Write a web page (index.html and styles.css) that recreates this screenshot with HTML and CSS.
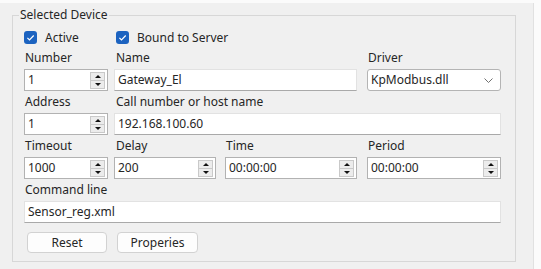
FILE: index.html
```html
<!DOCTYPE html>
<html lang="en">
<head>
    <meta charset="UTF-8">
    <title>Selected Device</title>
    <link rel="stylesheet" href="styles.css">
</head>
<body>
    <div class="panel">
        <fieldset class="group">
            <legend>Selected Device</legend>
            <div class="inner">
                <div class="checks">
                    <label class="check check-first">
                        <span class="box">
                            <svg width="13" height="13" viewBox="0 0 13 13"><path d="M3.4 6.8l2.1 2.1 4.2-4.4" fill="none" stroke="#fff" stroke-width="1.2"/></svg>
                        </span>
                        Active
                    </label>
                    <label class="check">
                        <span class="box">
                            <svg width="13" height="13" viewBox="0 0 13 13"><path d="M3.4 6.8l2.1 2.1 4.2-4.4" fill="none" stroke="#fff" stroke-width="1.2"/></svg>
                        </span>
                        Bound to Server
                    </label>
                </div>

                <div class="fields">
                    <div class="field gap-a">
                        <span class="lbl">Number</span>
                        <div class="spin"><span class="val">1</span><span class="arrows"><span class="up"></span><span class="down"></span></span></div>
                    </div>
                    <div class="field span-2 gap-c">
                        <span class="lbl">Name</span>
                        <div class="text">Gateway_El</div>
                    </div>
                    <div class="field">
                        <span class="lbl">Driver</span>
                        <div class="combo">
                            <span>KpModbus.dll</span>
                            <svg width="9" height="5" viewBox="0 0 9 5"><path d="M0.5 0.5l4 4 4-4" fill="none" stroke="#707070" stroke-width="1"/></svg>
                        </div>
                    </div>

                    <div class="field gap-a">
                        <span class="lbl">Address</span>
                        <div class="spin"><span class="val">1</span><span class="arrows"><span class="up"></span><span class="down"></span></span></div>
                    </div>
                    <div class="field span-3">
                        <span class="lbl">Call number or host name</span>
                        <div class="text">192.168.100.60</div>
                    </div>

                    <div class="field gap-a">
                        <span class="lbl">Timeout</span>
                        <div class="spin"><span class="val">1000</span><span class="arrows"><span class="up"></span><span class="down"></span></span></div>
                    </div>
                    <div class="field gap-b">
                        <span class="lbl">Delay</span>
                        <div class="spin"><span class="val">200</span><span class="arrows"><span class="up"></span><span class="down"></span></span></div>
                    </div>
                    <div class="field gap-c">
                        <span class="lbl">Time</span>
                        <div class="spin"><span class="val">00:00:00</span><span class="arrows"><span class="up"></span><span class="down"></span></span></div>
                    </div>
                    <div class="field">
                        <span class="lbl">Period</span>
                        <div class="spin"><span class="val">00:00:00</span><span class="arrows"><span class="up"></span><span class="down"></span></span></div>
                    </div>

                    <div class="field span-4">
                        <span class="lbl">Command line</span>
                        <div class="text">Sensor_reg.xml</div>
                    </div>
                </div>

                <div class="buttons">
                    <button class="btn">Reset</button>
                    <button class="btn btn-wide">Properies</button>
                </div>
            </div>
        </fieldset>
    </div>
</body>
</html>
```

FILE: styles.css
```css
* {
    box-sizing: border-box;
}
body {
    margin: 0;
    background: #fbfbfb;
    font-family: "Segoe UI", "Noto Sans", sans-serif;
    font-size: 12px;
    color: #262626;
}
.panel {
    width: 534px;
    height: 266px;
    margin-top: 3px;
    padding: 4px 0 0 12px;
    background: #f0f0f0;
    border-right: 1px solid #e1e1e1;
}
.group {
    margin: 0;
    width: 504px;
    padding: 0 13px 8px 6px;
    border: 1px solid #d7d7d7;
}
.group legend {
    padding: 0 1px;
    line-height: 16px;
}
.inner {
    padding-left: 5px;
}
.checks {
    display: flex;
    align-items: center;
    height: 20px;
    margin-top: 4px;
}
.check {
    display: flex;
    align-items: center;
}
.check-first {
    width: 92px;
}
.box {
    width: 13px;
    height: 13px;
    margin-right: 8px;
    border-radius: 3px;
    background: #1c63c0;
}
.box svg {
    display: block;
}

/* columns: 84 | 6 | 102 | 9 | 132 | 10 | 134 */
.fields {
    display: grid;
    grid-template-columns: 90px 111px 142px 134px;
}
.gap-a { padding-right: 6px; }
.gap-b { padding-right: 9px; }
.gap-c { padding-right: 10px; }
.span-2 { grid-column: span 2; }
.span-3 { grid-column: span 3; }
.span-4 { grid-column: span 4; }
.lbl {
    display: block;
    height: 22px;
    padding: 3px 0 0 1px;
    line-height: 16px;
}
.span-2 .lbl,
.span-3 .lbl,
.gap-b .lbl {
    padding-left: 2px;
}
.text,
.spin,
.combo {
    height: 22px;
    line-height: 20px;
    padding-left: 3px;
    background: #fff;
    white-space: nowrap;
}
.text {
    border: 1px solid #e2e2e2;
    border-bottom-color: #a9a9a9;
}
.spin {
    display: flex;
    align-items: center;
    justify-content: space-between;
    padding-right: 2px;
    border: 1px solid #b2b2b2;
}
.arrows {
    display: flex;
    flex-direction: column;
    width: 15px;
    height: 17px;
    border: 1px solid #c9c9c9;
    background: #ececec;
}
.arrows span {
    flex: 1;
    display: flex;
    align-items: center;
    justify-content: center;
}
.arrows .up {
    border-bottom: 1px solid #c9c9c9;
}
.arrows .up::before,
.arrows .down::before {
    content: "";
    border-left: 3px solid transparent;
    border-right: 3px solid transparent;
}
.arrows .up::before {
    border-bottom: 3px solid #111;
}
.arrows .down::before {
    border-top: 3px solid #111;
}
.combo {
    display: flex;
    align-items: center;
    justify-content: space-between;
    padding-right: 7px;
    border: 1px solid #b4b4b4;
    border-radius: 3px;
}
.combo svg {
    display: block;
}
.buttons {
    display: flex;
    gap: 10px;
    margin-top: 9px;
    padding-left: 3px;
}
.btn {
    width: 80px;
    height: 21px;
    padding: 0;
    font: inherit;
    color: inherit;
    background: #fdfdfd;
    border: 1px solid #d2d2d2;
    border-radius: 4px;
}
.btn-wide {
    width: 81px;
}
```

────────

| Exercise |
Repeat the listing verbatim. Skip the pictures.

| Complete response |
Write a web page (index.html and styles.css) that recreates this screenshot with HTML and CSS.
FILE: index.html
```html
<!DOCTYPE html>
<html lang="en">
<head>
    <meta charset="UTF-8">
    <title>Selected Device</title>
    <link rel="stylesheet" href="styles.css">
</head>
<body>
    <div class="panel">
        <fieldset class="group">
            <legend>Selected Device</legend>
            <div class="inner">
                <div class="checks">
                    <label class="check check-first">
                        <span class="box">
                            <svg width="13" height="13" viewBox="0 0 13 13"><path d="M3.4 6.8l2.1 2.1 4.2-4.4" fill="none" stroke="#fff" stroke-width="1.2"/></svg>
                        </span>
                        Active
                    </label>
                    <label class="check">
                        <span class="box">
                            <svg width="13" height="13" viewBox="0 0 13 13"><path d="M3.4 6.8l2.1 2.1 4.2-4.4" fill="none" stroke="#fff" stroke-width="1.2"/></svg>
                        </span>
                        Bound to Server
                    </label>
                </div>

                <div class="fields">
                    <div class="field gap-a">
                        <span class="lbl">Number</span>
                        <div class="spin"><span class="val">1</span><span class="arrows"><span class="up"></span><span class="down"></span></span></div>
                    </div>
                    <div class="field span-2 gap-c">
                        <span class="lbl">Name</span>
                        <div class="text">Gateway_El</div>
                    </div>
                    <div class="field">
                        <span class="lbl">Driver</span>
                        <div class="combo">
                            <span>KpModbus.dll</span>
                            <svg width="9" height="5" viewBox="0 0 9 5"><path d="M0.5 0.5l4 4 4-4" fill="none" stroke="#707070" stroke-width="1"/></svg>
                        </div>
                    </div>

                    <div class="field gap-a">
                        <span class="lbl">Address</span>
                        <div class="spin"><span class="val">1</span><span class="arrows"><span class="up"></span><span class="down"></span></span></div>
                    </div>
                    <div class="field span-3">
                        <span class="lbl">Call number or host name</span>
                        <div class="text">192.168.100.60</div>
                    </div>

                    <div class="field gap-a">
                        <span class="lbl">Timeout</span>
                        <div class="spin"><span class="val">1000</span><span class="arrows"><span class="up"></span><span class="down"></span></span></div>
                    </div>
                    <div class="field gap-b">
                        <span class="lbl">Delay</span>
                        <div class="spin"><span class="val">200</span><span class="arrows"><span class="up"></span><span class="down"></span></span></div>
                    </div>
                    <div class="field gap-c">
                        <span class="lbl">Time</span>
                        <div class="spin"><span class="val">00:00:00</span><span class="arrows"><span class="up"></span><span class="down"></span></span></div>
                    </div>
                    <div class="field">
                        <span class="lbl">Period</span>
                        <div class="spin"><span class="val">00:00:00</span><span class="arrows"><span class="up"></span><span class="down"></span></span></div>
                    </div>

                    <div class="field span-4">
                        <span class="lbl">Command line</span>
                        <div class="text">Sensor_reg.xml</div>
                    </div>
                </div>

                <div class="buttons">
                    <button class="btn">Reset</button>
                    <button class="btn btn-wide">Properies</button>
                </div>
            </div>
        </fieldset>
    </div>
</body>
</html>
```

FILE: styles.css
```css
* {
    box-sizing: border-box;
}
body {
    margin: 0;
    background: #fbfbfb;
    font-family: "Segoe UI", "Noto Sans", sans-serif;
    font-size: 12px;
    color: #262626;
}
.panel {
    width: 534px;
    height: 266px;
    margin-top: 3px;
    padding: 4px 0 0 12px;
    background: #f0f0f0;
    border-right: 1px solid #e1e1e1;
}
.group {
    margin: 0;
    width: 504px;
    padding: 0 13px 8px 6px;
    border: 1px solid #d7d7d7;
}
.group legend {
    padding: 0 1px;
    line-height: 16px;
}
.inner {
    padding-left: 5px;
}
.checks {
    display: flex;
    align-items: center;
    height: 20px;
    margin-top: 4px;
}
.check {
    display: flex;
    align-items: center;
}
.check-first {
    width: 92px;
}
.box {
    width: 13px;
    height: 13px;
    margin-right: 8px;
    border-radius: 3px;
    background: #1c63c0;
}
.box svg {
    display: block;
}

/* columns: 84 | 6 | 102 | 9 | 132 | 10 | 134 */
.fields {
    display: grid;
    grid-template-columns: 90px 111px 142px 134px;
}
.gap-a { padding-right: 6px; }
.gap-b { padding-right: 9px; }
.gap-c { padding-right: 10px; }
.span-2 { grid-column: span 2; }
.span-3 { grid-column: span 3; }
.span-4 { grid-column: span 4; }
.lbl {
    display: block;
    height: 22px;
    padding: 3px 0 0 1px;
    line-height: 16px;
}
.span-2 .lbl,
.span-3 .lbl,
.gap-b .lbl {
    padding-left: 2px;
}
.text,
.spin,
.combo {
    height: 22px;
    line-height: 20px;
    padding-left: 3px;
    background: #fff;
    white-space: nowrap;
}
.text {
    border: 1px solid #e2e2e2;
    border-bottom-color: #a9a9a9;
}
.spin {
    display: flex;
    align-items: center;
    justify-content: space-between;
    padding-right: 2px;
    border: 1px solid #b2b2b2;
}
.arrows {
    display: flex;
    flex-direction: column;
    width: 15px;
    height: 17px;
    border: 1px solid #c9c9c9;
    background: #ececec;
}
.arrows span {
    flex: 1;
    display: flex;
    align-items: center;
    justify-content: center;
}
.arrows .up {
    border-bottom: 1px solid #c9c9c9;
}
.arrows .up::before,
.arrows .down::before {
    content: "";
    border-left: 3px solid transparent;
    border-right: 3px solid transparent;
}
.arrows .up::before {
    border-bottom: 3px solid #111;
}
.arrows .down::before {
    border-top: 3px solid #111;
}
.combo {
    display: flex;
    align-items: center;
    justify-content: space-between;
    padding-right: 7px;
    border: 1px solid #b4b4b4;
    border-radius: 3px;
}
.combo svg {
    display: block;
}
.buttons {
    display: flex;
    gap: 10px;
    margin-top: 9px;
    padding-left: 3px;
}
.btn {
    width: 80px;
    height: 21px;
    padding: 0;
    font: inherit;
    color: inherit;
    background: #fdfdfd;
    border: 1px solid #d2d2d2;
    border-radius: 4px;
}
.btn-wide {
    width: 81px;
}
```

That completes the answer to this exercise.